The problem: Return all lines below containing the word "styled".

┄┄┄┄┄┄

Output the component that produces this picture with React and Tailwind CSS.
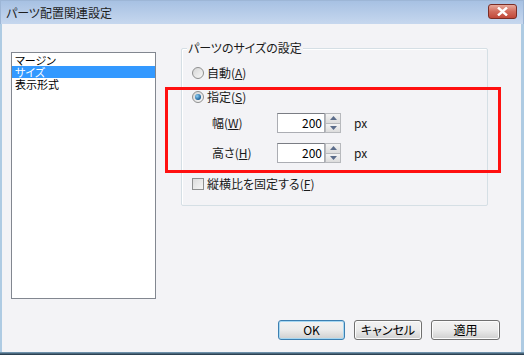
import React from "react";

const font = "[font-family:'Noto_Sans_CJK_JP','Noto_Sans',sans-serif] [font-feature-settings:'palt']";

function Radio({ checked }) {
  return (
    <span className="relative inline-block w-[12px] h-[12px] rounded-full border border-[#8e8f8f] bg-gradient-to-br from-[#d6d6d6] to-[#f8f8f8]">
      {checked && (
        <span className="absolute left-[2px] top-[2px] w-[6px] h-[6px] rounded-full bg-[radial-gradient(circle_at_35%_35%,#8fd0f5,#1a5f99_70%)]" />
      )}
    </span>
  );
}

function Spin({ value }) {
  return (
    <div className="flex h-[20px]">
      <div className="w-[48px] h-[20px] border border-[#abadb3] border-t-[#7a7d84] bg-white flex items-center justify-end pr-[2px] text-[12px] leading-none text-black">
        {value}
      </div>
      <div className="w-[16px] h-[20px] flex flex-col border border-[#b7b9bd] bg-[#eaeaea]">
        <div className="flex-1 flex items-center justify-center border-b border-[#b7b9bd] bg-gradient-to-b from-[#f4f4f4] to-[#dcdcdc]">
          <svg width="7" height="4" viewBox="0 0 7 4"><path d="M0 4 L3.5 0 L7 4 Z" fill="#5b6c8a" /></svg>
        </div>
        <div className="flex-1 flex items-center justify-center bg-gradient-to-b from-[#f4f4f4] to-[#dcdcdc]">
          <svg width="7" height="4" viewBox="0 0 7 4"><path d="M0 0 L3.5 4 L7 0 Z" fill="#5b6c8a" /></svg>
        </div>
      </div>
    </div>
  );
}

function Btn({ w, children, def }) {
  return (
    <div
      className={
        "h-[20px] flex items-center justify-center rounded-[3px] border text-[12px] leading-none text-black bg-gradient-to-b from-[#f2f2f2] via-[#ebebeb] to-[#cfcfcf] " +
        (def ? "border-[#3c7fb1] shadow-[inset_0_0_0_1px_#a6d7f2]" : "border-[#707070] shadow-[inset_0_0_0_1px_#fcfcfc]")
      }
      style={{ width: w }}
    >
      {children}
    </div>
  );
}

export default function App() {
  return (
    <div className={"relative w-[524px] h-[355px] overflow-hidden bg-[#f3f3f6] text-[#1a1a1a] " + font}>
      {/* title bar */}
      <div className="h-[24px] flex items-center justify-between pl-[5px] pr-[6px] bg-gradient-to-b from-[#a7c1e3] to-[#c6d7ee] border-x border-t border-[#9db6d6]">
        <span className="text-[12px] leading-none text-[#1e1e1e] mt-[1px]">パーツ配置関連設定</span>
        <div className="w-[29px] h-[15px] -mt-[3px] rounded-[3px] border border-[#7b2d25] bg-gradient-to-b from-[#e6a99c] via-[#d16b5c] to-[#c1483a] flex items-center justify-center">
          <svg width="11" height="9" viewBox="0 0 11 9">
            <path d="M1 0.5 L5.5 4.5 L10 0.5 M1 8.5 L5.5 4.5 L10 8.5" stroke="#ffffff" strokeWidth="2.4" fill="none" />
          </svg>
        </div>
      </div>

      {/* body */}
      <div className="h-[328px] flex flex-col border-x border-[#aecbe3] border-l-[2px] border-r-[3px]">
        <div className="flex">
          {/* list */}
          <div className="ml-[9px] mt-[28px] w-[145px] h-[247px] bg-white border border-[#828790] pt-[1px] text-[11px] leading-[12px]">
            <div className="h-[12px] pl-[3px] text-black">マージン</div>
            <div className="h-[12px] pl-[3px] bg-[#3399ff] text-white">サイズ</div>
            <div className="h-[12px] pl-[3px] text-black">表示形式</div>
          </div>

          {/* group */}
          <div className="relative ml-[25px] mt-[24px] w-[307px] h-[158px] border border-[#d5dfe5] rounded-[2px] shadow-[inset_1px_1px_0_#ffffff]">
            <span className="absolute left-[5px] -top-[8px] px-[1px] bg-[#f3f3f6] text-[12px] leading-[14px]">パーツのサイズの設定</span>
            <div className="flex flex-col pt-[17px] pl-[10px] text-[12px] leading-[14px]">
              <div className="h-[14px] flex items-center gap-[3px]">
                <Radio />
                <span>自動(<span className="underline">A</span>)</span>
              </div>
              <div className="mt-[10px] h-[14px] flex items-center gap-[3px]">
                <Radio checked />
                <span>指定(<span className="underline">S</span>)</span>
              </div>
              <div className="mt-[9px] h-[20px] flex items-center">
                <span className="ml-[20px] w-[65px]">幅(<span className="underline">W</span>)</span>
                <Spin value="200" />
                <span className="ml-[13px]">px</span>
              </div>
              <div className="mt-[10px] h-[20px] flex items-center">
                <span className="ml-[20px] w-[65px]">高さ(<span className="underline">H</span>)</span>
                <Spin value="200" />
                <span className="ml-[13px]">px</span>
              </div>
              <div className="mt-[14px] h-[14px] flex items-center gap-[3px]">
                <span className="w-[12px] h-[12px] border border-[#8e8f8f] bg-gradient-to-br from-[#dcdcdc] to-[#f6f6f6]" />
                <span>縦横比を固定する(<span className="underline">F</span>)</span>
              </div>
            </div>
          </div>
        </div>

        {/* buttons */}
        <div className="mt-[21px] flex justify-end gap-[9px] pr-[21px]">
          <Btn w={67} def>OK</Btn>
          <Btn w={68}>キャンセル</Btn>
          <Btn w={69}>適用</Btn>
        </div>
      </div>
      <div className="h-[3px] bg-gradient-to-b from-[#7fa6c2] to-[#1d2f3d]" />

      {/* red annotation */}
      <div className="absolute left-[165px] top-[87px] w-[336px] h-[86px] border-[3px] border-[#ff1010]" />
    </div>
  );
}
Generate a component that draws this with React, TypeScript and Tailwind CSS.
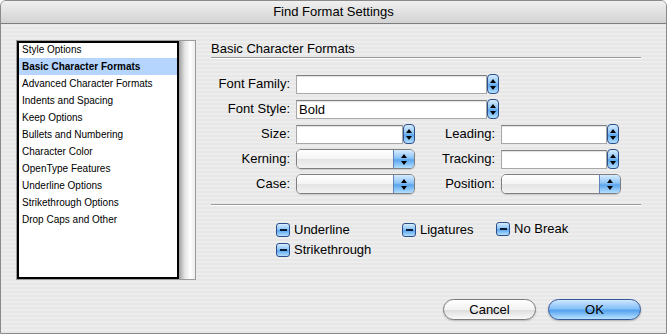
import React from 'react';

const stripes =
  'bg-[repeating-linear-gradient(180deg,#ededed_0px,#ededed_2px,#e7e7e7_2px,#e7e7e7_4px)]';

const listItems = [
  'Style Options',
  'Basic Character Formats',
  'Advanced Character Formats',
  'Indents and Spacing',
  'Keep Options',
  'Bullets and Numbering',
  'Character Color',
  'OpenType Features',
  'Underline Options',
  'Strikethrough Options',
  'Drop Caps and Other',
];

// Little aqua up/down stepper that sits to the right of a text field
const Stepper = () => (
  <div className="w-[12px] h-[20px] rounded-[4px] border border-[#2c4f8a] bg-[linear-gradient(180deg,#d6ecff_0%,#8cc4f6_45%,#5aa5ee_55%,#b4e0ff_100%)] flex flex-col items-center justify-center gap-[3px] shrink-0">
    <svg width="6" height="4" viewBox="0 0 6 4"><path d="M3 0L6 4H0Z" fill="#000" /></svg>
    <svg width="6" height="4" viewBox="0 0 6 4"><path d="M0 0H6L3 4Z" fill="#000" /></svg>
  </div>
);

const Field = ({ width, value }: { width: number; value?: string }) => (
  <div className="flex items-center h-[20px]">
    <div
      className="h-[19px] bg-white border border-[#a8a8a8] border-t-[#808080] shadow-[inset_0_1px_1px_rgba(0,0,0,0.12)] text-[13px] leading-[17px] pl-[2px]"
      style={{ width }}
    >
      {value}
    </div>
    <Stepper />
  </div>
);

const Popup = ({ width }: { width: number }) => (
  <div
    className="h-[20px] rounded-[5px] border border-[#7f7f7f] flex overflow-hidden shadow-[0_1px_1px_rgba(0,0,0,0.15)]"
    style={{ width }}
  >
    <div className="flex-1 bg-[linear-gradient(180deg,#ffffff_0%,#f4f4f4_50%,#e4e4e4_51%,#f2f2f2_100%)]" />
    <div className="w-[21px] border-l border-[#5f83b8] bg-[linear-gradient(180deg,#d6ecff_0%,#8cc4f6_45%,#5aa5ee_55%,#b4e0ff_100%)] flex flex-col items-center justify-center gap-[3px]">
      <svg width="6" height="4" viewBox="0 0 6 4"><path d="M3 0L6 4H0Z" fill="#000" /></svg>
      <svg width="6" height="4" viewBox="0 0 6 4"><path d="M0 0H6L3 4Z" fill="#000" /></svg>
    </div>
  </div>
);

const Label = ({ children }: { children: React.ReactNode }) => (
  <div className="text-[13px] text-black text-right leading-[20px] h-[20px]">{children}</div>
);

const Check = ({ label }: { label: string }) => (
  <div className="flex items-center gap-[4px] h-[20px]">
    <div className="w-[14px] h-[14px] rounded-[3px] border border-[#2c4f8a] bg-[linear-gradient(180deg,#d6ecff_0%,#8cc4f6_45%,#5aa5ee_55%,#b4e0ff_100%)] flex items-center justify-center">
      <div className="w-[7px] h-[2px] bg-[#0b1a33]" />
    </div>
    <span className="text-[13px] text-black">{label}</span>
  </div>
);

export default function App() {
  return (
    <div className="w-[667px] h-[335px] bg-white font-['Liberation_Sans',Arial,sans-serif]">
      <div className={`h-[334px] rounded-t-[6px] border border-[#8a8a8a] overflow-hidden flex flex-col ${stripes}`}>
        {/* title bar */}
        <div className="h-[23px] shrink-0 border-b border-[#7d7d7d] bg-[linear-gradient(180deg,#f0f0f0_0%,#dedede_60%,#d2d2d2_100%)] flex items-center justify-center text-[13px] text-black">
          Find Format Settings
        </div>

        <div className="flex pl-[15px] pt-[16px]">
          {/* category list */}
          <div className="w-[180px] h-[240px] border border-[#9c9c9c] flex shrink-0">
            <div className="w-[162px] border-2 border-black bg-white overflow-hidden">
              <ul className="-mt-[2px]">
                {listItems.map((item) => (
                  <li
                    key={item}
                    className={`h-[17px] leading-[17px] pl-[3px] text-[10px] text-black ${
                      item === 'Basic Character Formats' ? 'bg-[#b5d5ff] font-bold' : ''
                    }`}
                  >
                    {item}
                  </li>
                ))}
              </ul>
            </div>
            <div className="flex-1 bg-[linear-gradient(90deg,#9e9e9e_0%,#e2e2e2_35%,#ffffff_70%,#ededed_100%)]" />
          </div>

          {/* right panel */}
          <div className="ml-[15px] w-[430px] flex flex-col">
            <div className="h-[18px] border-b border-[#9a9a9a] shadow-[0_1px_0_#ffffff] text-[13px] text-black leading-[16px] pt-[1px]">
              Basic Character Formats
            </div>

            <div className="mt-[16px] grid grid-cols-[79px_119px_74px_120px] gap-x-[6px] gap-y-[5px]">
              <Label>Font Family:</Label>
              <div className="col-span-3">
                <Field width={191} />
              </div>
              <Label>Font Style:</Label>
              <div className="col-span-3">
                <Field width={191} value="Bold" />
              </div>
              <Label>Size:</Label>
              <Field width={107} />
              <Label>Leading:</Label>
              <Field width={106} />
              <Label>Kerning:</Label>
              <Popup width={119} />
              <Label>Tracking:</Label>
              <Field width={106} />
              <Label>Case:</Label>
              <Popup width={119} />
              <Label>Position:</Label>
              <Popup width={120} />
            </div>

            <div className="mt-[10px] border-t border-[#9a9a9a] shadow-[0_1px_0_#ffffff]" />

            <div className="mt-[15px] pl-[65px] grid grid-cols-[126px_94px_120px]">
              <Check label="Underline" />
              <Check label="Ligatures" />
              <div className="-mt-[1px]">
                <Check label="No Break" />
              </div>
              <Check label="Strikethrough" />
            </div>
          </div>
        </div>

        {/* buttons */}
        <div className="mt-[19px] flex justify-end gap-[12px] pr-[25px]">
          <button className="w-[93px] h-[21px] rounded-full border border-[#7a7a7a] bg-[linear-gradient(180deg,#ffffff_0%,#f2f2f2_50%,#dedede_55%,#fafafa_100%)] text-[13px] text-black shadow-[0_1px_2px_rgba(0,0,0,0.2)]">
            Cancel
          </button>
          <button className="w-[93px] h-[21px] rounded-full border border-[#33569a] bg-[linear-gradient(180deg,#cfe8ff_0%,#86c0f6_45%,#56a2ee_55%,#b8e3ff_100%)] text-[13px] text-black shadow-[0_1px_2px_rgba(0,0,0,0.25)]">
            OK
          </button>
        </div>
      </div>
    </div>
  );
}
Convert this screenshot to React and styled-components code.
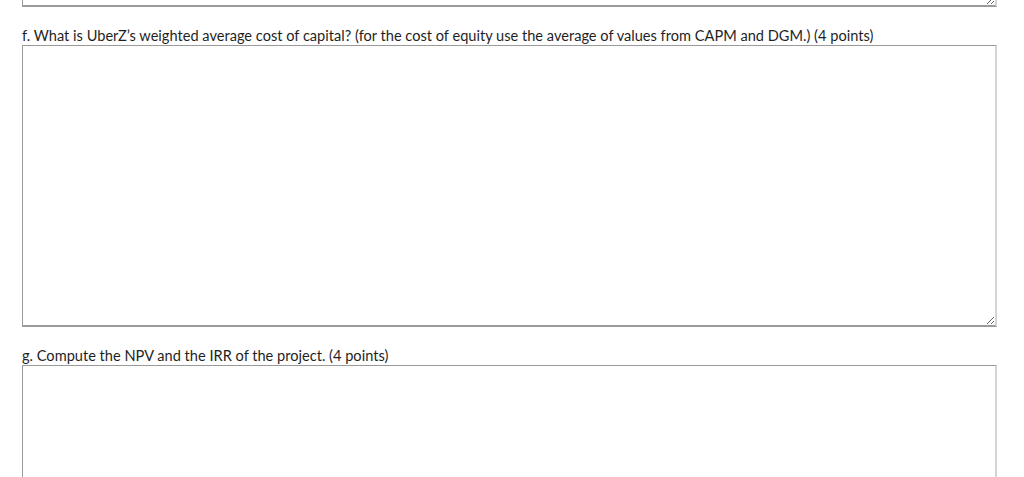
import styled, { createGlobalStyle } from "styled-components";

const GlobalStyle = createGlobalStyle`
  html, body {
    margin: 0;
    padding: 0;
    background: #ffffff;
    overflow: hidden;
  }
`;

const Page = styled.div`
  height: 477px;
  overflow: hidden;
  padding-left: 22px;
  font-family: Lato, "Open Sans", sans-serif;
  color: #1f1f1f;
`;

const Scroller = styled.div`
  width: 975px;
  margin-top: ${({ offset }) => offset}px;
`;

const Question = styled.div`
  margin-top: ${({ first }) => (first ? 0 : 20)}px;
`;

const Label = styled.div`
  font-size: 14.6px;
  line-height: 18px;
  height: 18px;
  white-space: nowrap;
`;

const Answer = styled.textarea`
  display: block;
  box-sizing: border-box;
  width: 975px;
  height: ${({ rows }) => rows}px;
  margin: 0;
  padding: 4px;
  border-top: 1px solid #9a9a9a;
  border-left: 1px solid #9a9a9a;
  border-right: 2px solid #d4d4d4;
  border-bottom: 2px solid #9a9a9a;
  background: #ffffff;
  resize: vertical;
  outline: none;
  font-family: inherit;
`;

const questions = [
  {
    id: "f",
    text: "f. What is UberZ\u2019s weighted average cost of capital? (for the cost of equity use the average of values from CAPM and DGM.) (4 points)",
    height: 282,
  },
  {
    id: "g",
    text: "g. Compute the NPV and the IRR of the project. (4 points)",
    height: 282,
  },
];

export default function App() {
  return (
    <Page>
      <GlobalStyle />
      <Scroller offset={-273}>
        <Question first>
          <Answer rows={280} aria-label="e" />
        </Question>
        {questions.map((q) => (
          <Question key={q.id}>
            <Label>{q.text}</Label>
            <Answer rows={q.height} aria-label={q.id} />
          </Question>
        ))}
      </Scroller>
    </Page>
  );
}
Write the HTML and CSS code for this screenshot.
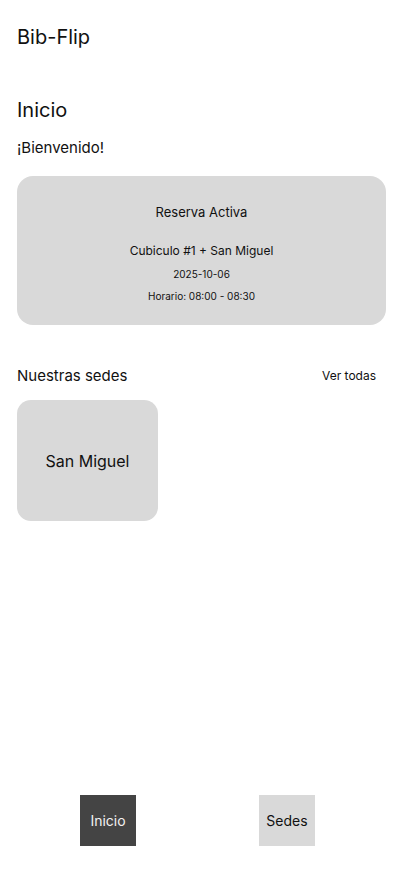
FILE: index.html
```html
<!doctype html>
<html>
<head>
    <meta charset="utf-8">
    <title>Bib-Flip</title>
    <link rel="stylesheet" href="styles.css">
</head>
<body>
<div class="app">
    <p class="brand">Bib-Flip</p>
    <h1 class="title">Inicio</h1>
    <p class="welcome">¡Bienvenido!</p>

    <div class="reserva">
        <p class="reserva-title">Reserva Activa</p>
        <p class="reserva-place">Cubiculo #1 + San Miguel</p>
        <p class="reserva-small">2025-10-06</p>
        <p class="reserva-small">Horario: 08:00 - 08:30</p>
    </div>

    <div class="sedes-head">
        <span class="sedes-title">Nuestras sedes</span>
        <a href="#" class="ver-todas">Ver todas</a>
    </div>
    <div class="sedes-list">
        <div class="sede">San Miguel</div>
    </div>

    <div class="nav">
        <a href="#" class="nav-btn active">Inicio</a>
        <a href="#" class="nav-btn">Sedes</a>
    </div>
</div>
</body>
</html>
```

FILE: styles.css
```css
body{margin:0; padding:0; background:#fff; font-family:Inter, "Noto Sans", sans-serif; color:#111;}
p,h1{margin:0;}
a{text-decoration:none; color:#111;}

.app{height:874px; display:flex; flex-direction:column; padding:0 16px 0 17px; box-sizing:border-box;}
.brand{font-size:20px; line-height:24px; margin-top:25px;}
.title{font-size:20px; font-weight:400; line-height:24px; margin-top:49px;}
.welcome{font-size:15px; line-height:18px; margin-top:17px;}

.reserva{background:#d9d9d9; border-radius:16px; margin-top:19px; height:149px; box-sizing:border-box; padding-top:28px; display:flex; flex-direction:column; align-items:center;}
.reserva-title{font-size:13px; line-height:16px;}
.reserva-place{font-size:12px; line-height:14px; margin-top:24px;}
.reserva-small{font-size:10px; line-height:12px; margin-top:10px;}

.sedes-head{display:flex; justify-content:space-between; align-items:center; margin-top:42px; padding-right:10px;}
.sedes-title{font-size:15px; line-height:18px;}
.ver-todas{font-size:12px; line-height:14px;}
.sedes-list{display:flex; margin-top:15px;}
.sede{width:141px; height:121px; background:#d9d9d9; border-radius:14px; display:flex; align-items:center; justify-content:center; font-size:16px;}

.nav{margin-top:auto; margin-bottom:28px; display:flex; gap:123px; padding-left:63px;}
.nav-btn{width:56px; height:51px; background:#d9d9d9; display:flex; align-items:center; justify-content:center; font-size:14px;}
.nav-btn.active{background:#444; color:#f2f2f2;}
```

┄┄┄┄┄┄

Completed exercise:
Convert this screenshot to React and styled-components code.
import styled, { createGlobalStyle } from "styled-components";
const Page = styled.div`
const Scroller = styled.div`
const Question = styled.div`
const Label = styled.div`
const Answer = styled.textarea`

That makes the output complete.